Especialista em mudanças climáticas e pesquisadora no Lowy Institute, um dos principais think tanks da Austrália, Melanie Pill avalia que a meta é “desafiadora, mas possível, embora dependa de um cenário político positivo e de apoio financeiro por parte do governo.”
Para Pill, o governo “está enviando a mensagem certa ao promover a Austrália como uma superpotência de energia renovável”, o que pode dar mais confiança ao setor privado para investir no mercado.
A pesquisadora pondera, contudo, que “existe um problema notório com o histórico de inação da Austrália” e que a ação climática tem sido “frequentemente usada como terreno de disputa para ganhar eleições.”
“Acredito que o atual governo trabalhista está comprometido e sério em relação à meta, também para restaurar a reputação internacional do país, mas parece que falta ousadia para realmente concretizar e fazer o necessário para alcançar esse objetivo”, avalia.

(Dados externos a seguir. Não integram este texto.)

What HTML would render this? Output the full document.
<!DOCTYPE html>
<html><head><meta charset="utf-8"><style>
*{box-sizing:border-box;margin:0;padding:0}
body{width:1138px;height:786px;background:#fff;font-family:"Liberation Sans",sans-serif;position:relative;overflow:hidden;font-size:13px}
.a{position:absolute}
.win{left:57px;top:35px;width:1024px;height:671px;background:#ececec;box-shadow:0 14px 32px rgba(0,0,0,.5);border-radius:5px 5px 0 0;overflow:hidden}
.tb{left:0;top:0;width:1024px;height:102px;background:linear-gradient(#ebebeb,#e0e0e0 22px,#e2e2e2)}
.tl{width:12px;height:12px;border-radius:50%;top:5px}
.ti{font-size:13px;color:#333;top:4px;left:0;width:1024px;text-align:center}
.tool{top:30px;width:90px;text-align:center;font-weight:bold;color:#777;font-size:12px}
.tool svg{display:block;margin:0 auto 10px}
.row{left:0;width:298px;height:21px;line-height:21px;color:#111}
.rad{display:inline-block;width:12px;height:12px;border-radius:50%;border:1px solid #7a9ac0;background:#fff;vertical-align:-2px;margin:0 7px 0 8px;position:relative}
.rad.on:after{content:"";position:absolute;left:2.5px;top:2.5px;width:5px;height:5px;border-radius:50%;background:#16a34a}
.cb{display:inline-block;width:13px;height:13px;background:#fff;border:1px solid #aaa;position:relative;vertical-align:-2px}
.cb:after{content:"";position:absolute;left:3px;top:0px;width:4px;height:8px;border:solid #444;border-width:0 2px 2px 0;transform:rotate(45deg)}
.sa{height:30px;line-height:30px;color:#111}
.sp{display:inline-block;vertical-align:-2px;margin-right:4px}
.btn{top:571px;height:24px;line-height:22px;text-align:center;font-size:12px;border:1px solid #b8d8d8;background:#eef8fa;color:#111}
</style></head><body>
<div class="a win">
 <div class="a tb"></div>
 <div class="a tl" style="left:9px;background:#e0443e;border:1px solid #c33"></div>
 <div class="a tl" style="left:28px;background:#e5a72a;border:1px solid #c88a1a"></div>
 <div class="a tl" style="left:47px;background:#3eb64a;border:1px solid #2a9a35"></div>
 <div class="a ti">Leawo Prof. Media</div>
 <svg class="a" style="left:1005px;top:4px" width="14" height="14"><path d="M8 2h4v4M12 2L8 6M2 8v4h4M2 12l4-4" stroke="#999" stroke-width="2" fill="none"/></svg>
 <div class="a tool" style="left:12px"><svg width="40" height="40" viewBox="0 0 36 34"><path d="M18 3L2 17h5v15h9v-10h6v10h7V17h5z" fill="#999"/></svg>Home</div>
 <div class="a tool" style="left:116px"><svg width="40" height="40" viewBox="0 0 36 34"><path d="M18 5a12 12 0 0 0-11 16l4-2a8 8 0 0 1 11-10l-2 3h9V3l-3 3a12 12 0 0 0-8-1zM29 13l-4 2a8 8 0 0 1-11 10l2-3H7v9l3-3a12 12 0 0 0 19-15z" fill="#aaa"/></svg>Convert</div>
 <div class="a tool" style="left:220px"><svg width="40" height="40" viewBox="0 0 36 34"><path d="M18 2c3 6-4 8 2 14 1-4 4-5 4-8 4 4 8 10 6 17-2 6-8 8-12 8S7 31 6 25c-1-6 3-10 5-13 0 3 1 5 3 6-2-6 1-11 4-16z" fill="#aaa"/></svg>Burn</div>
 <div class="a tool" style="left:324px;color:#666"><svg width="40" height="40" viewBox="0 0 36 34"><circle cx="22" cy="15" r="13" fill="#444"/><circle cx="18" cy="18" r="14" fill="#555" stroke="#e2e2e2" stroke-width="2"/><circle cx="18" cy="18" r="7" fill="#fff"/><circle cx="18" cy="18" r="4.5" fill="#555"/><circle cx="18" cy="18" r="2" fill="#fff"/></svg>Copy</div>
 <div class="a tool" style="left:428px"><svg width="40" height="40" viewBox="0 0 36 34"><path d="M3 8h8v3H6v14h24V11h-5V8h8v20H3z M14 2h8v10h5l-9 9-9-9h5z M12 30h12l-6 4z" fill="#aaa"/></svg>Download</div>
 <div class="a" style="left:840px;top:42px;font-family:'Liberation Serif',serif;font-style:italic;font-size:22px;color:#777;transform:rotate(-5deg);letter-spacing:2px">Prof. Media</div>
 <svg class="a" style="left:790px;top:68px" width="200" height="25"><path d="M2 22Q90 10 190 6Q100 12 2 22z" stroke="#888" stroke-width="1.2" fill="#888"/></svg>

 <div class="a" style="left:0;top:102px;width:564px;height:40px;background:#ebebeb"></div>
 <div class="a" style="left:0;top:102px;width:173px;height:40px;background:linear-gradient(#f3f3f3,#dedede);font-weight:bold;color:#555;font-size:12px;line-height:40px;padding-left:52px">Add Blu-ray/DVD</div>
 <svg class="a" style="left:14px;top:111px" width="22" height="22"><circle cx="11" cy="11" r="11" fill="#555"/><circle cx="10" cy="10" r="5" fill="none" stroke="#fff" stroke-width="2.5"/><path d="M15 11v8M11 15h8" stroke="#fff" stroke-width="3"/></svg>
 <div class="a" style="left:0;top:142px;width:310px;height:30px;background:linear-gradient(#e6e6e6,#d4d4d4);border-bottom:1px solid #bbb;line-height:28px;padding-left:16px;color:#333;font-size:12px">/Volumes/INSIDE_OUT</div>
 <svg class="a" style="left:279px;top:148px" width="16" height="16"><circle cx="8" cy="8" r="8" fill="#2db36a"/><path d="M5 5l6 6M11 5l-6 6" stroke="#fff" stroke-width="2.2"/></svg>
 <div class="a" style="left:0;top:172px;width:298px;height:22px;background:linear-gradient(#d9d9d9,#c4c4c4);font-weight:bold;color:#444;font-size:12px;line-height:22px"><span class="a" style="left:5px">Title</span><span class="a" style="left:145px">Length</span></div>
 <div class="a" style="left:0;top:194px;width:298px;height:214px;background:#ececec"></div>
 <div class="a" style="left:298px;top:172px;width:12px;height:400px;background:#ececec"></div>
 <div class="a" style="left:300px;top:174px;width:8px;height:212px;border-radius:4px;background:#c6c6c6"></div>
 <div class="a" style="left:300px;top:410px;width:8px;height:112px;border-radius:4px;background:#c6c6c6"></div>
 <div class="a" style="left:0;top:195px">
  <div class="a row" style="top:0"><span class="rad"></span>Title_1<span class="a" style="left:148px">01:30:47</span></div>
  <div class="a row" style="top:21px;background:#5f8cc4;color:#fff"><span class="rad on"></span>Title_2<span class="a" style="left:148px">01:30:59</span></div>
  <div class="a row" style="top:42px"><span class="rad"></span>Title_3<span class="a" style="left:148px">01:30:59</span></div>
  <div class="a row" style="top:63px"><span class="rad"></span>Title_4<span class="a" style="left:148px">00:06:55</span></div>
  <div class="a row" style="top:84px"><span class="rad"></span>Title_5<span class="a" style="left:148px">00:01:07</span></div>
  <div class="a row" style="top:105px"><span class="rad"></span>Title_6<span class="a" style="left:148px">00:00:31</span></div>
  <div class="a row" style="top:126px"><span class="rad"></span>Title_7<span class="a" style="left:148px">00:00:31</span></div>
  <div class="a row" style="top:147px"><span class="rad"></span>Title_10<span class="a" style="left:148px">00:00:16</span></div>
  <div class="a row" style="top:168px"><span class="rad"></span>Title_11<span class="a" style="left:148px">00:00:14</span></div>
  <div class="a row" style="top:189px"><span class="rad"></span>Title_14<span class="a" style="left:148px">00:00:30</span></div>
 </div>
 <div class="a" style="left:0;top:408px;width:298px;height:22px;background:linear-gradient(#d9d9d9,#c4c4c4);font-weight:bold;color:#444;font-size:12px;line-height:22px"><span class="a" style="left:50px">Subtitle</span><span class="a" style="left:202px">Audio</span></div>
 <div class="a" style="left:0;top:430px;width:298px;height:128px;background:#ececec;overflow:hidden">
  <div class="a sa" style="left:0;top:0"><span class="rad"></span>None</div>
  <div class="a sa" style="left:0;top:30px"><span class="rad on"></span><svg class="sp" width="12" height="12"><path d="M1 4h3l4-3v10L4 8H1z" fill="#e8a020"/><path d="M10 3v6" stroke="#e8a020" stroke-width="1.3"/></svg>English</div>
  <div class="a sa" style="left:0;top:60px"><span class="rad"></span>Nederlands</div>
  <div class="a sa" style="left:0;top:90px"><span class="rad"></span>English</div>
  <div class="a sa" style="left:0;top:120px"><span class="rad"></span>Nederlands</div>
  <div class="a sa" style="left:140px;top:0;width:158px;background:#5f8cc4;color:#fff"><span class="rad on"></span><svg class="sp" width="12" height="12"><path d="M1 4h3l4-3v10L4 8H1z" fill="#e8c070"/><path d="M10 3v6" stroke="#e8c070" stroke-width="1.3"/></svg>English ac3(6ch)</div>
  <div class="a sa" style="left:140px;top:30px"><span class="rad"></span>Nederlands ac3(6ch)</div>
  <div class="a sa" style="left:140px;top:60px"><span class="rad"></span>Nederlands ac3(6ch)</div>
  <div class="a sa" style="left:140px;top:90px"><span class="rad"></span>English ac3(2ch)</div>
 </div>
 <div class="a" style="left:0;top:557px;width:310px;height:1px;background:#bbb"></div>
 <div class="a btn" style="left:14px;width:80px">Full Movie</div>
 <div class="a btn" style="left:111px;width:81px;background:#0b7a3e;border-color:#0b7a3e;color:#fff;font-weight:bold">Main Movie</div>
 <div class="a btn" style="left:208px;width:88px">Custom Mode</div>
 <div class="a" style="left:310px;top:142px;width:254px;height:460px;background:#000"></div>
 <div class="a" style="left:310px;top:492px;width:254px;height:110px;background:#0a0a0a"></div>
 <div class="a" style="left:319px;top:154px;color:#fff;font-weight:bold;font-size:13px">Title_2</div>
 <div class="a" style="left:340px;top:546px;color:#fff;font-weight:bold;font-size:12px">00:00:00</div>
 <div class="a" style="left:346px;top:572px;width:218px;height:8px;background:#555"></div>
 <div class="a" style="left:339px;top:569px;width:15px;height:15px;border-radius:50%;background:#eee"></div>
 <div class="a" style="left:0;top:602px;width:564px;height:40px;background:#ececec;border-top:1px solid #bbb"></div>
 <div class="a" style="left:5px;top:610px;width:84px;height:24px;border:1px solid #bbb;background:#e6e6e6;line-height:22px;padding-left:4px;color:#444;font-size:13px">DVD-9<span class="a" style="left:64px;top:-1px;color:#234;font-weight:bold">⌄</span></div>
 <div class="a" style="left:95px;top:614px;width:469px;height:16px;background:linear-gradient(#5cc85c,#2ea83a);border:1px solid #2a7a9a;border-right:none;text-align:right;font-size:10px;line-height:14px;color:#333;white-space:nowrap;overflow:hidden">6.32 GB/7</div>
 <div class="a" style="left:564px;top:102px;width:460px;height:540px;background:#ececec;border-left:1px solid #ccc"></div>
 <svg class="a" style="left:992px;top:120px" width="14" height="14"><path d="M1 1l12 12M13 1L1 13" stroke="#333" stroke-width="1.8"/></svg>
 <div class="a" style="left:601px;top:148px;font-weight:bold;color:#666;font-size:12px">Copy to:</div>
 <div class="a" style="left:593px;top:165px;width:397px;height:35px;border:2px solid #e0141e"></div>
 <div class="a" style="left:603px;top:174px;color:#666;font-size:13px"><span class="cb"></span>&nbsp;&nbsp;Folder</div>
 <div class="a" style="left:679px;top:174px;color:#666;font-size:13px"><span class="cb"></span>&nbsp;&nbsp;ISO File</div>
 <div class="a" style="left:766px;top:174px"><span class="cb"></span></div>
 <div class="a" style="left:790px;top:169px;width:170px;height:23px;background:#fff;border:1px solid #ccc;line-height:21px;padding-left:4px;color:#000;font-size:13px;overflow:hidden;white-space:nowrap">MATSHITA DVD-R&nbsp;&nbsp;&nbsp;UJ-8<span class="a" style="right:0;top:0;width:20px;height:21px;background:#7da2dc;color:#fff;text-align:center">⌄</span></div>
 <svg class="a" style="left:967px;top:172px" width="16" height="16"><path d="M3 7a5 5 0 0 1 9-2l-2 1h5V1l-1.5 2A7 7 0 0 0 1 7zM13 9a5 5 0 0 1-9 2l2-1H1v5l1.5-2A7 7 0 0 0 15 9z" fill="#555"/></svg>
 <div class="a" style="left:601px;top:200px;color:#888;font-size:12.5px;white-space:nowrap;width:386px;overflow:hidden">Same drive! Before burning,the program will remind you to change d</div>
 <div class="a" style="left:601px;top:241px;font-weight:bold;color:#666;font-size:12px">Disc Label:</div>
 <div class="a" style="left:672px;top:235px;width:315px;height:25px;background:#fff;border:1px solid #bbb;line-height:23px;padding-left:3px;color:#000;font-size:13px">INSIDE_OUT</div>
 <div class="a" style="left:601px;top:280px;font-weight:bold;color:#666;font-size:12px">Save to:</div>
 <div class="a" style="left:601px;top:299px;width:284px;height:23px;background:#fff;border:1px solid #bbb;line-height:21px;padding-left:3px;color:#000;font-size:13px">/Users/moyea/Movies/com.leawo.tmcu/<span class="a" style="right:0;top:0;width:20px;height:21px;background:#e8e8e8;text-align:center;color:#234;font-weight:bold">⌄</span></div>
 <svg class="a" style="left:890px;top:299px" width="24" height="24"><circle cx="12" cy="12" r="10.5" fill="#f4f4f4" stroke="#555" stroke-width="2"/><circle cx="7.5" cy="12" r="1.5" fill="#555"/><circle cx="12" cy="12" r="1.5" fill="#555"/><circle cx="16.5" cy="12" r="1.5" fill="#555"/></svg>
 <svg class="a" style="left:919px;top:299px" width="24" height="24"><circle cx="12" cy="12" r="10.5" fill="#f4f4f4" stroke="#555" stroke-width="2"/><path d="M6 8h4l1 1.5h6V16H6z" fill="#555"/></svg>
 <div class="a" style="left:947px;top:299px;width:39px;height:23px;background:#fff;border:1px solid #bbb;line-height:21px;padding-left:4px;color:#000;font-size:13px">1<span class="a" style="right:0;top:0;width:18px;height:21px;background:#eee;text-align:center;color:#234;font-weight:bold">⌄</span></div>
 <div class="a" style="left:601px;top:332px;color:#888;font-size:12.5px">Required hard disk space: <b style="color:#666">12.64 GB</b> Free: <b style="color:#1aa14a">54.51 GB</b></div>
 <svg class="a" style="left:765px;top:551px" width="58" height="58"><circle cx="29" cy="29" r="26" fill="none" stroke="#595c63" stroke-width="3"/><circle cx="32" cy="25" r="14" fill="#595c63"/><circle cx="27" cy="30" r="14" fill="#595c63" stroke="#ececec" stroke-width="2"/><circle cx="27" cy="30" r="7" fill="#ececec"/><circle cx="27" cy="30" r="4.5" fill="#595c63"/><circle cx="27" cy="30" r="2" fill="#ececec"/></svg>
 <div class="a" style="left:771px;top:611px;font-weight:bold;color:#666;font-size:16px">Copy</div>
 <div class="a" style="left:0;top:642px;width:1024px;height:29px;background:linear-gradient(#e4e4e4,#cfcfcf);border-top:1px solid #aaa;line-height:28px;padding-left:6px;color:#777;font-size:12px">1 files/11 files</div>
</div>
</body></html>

O atual primeiro-ministro, Anthony Albanese, do Partido Trabalhista, chegou ao poder em 2022 com um discurso de ampliar as ações climáticas da Austrália, em um contraste claro com o posicionamento de seu antecessor, criticado internacionalmente pela falta de ação em políticas ambientais.
Além de ter ampliado as metas de redução de emissões de gases-estufa e de ter consagrado pela primeira vez esses objetivos em lei, o Executivo vem investindo em diferentes projetos voltados à sustentabilidade. Em meio aos esforços, o país também pleiteia ser a sede da COP31, a 31ª conferência do clima da ONU, em 2026, em disputa com o governo da Turquia.
Apesar de celebrarem os avanços, ambientalistas afirmam que a Austrália ainda precisa aprofundar seus compromissos climáticos.
O peso da indústria do carvão australiana –que no ano passado extraiu mais de 400 milhões de toneladas desse combustível altamente poluente– garante influência em muitos setores, o que representa um desafio adicional à adoção da agenda climática.
“Os maiores desafios para a descarbonização da Austrália são, provavelmente, a dependência do carvão como uma importante fonte de renda de exportação e o forte lobby do carvão, que exerce muita influência e dificulta o progresso”, analisa Pill.
A pesquisadora também chama a atenção para o discurso adotado na oposição australiana, liderada pelo Partido Liberal, “que assusta o público com a retórica comum de que as energias renováveis são ‘ruins’ para a economia, aumentam os riscos de apagões e elevam as contas de eletricidade das pessoas.”
Recentemente, o líder da oposição, Peter Dutton, vem insistindo na adoção da energia nuclear como solução para redução do custo de vida e fornecimento de energia limpa.
Embora setores importantes da economia australiana –como indústria, mineração e transportes– ainda precisem passar por adaptações profundas para a descarbonização, o uso doméstico de energia solar já é uma realidade em todo o país. Aproximadamente uma em cada três residências tem painéis solares, um recorde em termos mundiais.
A popularização começou no início da década de 2010, mas ganhou fôlego nos últimos anos, quando projetos e incentivos federais e estaduais proliferaram.
As autoridades agora miram a dependência de equipamentos vindos do exterior, principalmente da China, com um projeto que direciona 1 bilhão de dólares australianos (R$ 3,8 bi) para a pesquisa e o desenvolvimento de tecnologias de painéis solares localmente na Austrália.
“Sabemos que, como uma economia historicamente intensiva em combustíveis fósseis, nossa própria transição bem-sucedida pode ser uma demonstração poderosa para outros países”, afirma Tilley.
A jornalista viajou a convite do Departamento de Negócios Estrangeiros e Comércio da Austrália.